MUW students, faculty fly kites to celebrate Day of the Dead

MUW has been celebrating the Day of the Dead since 2015.

COLUMBUS, Miss. (WCBI) – A long-standing Day of the Dead tradition is to make Guatemalan kites to honor those who have passed on.

Alexander Stelioes-Wills made his kite to honor his friend Mark Wood, who recently passed away.

“I thought ‘Well, that’s probably who I should make my kite for because many of the kites are made as memorials to deceased loved ones.’ So, I thought that’s what I should do,” Stelioes-Wills said.
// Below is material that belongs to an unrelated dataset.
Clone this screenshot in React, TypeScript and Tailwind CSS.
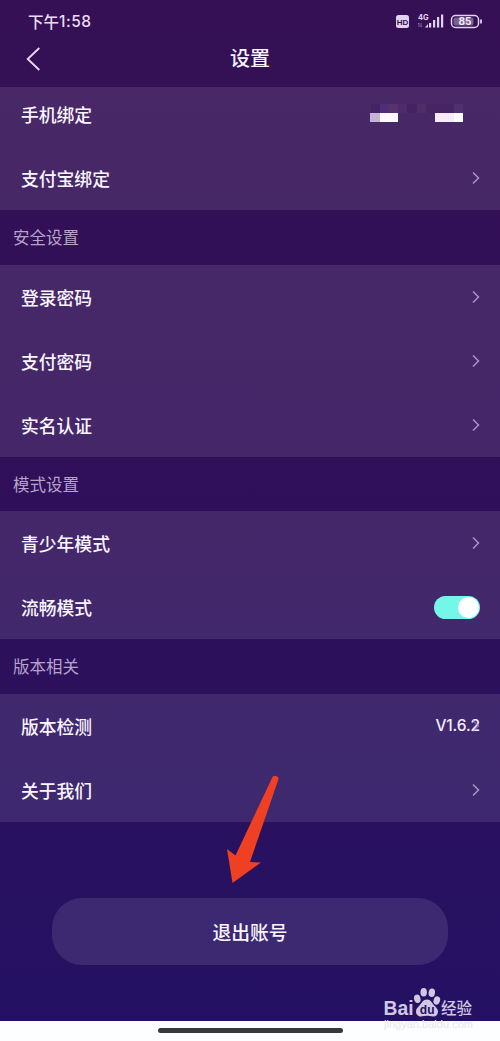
import { type ReactNode } from "react";

const Arrow = () => (
  <svg className="h-[14px] w-[9px]" viewBox="0 0 9 14" fill="none">
    <path d="M2 1.500 7.500 7l-5.500 5.500" stroke="#a995ca" strokeWidth="1.500" />
  </svg>
);

const MaskedPhone = () => (
  <svg className="h-[22px] w-[100px]" viewBox="0 0 100 22" shapeRendering="crispEdges">
    <path d="M1 1h9v9H1z" fill="#452267" />
    <path d="M10 1h9v9h-9z" fill="#502d78" />
    <path d="M19 1h9v9h-9z" fill="#57326b" />
    <path d="M28 1h9v9h-9z" fill="#4e2b6a" />
    <path d="M37 1h10v9H37z" fill="#442264" />
    <path d="M47 1h9v9h-9z" fill="#4e2d68" />
    <path d="M56 1h28v9H56z" fill="#472565" />
    <path d="M84 1h9v9h-9z" fill="#50306f" />
    <path d="M0 10h10v9H0z" fill="#c4b2d8" />
    <path d="M10 10h18v9H10z" fill="#fffaff" />
    <path d="M65 10h19v9H65z" fill="#f8ecfb" />
    <path d="M84 10h9v9h-9z" fill="#fff" />
  </svg>
);

function Row({ label, children }: { label: string; children?: ReactNode }) {
  return (
    <div className="flex h-16 shrink-0 items-center justify-between pl-[21px] pr-5">
      <span className="pt-px text-[17.8px] font-medium text-[#faf5ff]">{label}</span>
      {children ?? <Arrow />}
    </div>
  );
}

function SectionTitle({ children }: { children: ReactNode }) {
  return <h2 className="flex h-[54.5px] items-center pl-[13px] pt-px text-[16.5px] text-[#b5a3c9]">{children}</h2>;
}

function StatusBar() {
  return (
    <div className="flex h-[30px] items-end justify-between pl-[28px] pr-[17px]">
      <span className="flex items-center text-[15.5px] font-medium leading-[17px] text-[#eadcf5]">
        下午
        <span className="pt-px font-['Inter',sans-serif] text-[15.5px] tracking-[0.5px]">1:58</span>
      </span>
      <svg className="h-[18px] w-[87px]" viewBox="0 0 87 18">
        <rect x="0" y="3" width="13" height="13" rx="2.5" fill="#e2d2ef" />
        <text x="6.5" y="12.5" textAnchor="middle" fontSize="8" fontWeight="700" fill="#351052" fontFamily="Liberation Sans, sans-serif">HD</text>
        <text x="22" y="7.5" fontSize="7.5" fontWeight="700" fill="#e2d2ef" fontFamily="Inter, sans-serif">4G</text>
        <path d="M23 11v4m-1-3 1-1m2 0v4m1-1-1 1" stroke="#9882b1" strokeWidth=".8" fill="none" />
        <path d="M29 15.500 32 12v3.500zM33 11h2.200v4.500H33zM37 8h2.200v7.500H37zM41 5h2.200v10.500H41zM45 2.500h2.200v13H45z" fill="#e2d2ef" />
        <rect x="55.500" y="3.500" width="27" height="12" rx="4" fill="none" stroke="#e2d2ef" strokeWidth="1.500" />
        <rect x="57.500" y="5.500" width="20" height="8" rx="2" fill="#79618d" />
        <path d="M85 7.500v4" stroke="#e2d2ef" strokeWidth="1.800" />
        <text x="69" y="13.300" textAnchor="middle" fontSize="10" fontWeight="700" fill="#f5eafc" fontFamily="Inter, sans-serif">85</text>
      </svg>
    </div>
  );
}

function Watermark() {
  return (
    <svg className="absolute left-[380px] top-[984px] h-[50px] w-[100px]" viewBox="0 0 100 50" fill="#d2c7e3">
      <text x="3.500" y="31" fontSize="20.500" fontWeight="700" textLength="30" lengthAdjust="spacingAndGlyphs" fontFamily="Liberation Sans, sans-serif">Bai</text>
      <ellipse cx="37.300" cy="14.800" rx="3.200" ry="4.200" transform="rotate(-14 37.300 14.800)" />
      <ellipse cx="43.700" cy="8.300" rx="3.200" ry="4.300" />
      <ellipse cx="51.800" cy="8.800" rx="3.200" ry="4.300" transform="rotate(8 51.800 8.800)" />
      <ellipse cx="56.800" cy="16.500" rx="3.200" ry="4.200" transform="rotate(18 56.800 16.500)" />
      <path d="M47 15.500c-4 0-5.200 3.500-7.500 6-2 2-3.500 3.300-3.500 6 0 3.500 2.500 5 5 5 2 0 4-.7 6-.7s4 .7 6.200.7c3 0 4.800-2 4.800-5 0-2.500-1.800-4-3.500-5.800-2.500-2.500-3.500-6.200-7.500-6.200z" />
      <text x="39.800" y="30" fontSize="12" fontWeight="700" fill="#25105f" fontFamily="Liberation Sans, sans-serif">du</text>
      <text x="61" y="30" fontSize="15.500" fontWeight="500" fontFamily="Noto Sans CJK SC, sans-serif">经验</text>
      <text x="4" y="43.500" fontSize="11" fill="#e8e6ed" textLength="89" fontFamily="Liberation Sans, sans-serif">jingyan.baidu.com</text>
    </svg>
  );
}

export default function App() {
  return (
    <div className="relative flex h-[1041px] w-[500px] flex-col overflow-hidden bg-[#fcfeff] font-['Noto_Sans_CJK_SC',sans-serif]">
      <main className="h-[1020.5px] bg-linear-to-b from-[#351054] via-[#2f0f59] to-[#241163]">
        <StatusBar />
        <header className="grid h-[57px] grid-cols-3 items-center">
          <svg className="ml-[26px] h-6 w-[15px]" viewBox="0 0 15 24" fill="none">
            <path d="M13.300 1 1.700 12l11.600 11" stroke="#eadcf5" strokeWidth="1.800" />
          </svg>
          <h1 className="pb-0.5 text-center text-[20px] font-medium text-[#faf5ff]">设置</h1>
        </header>

        <section className="flex h-[123px] flex-col justify-end overflow-hidden bg-[#ffffff1a]">
          <Row label="手机绑定">
            <div className="mr-[10px]">
              <MaskedPhone />
            </div>
          </Row>
          <Row label="支付宝绑定" />
        </section>

        <SectionTitle>安全设置</SectionTitle>
        <section className="bg-[#ffffff1a]">
          <Row label="登录密码" />
          <Row label="支付密码" />
          <Row label="实名认证" />
        </section>

        <SectionTitle>模式设置</SectionTitle>
        <section className="bg-[#ffffff1a]">
          <Row label="青少年模式" />
          <Row label="流畅模式">
            <div className="flex h-[23px] w-[46px] items-center justify-end rounded-full bg-[#75f7e8] pr-px">
              <div className="size-[21px] rounded-full bg-white" />
            </div>
          </Row>
        </section>

        <SectionTitle>版本相关</SectionTitle>
        <section className="bg-[#ffffff1a]">
          <Row label="版本检测">
            <div className="relative flex items-center">
              <span className="pt-px font-['Inter',sans-serif] text-[15.5px] font-medium tracking-[-0.1px] text-[#f5edff]">V1.6.2</span>
              <span className="absolute right-0 opacity-60">
                <Arrow />
              </span>
            </div>
          </Row>
          <Row label="关于我们" />
        </section>

        <button className="mx-auto mt-[76px] flex h-[67px] w-[396px] items-center justify-center rounded-[30px] bg-[#ffffff1a] pt-0.5 text-[18.8px] font-medium text-[#faf5ff]">
          退出账号
        </button>
      </main>

      <div className="mx-auto mt-[7px] h-[5px] w-[185px] rounded-full bg-[#37393b]" />

      <svg className="absolute left-[223.5px] top-[772px] h-[112px] w-[58px]" viewBox="0 0 58 112" fill="#ef4023">
        <path d="M48 6q1-2.800 4-2 3.200.9 2.300 3.700L26 90l11 .5L8.500 111 3 77l8.500 6.500z" />
      </svg>
      <Watermark />
    </div>
  );
}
Dr. Beverly Joyce said the kites are a way of communicating with their loved ones.

“The Mayans believed there were evil spirits disturbing the spirit world, and Flying the kites distracted those spirits so that the deceased wouldn’t be disturbed,” Joyce said.

Professor Erinn Holloway said many may think of it as a fearful day, but it is a reunion.

Holloway said her first Day of the Dead celebration was in 1999 in a small town outside of Mexico City.

“I hesitated at first, and one lady said, ‘What’s wrong? I said, I’m not from here I’m from the United States, and I feel like this is a celebration of the Mexican culture, and she said, ‘Have you ever had anyone in your family pass away or a loved one,’ and I said yes, and she said, ‘this celebration is for you too,'” Holloway said.

People decorate their departed loved ones’ graves with flowers, food, and all the person’s favorite items, and all the decorations represent different aspects of the day.

“The papel picado, that represents the wind when it flows, the living know that their departed have come back,” Holloway said.

Holloway said this is a highly anticipated day.

“The Mexicans have a good attitude when it comes to death,” Holloway said. “We’re all going to die, so why not celebrate those who have passed on.”

MUW has been celebrating the Day of the Dead since 2015.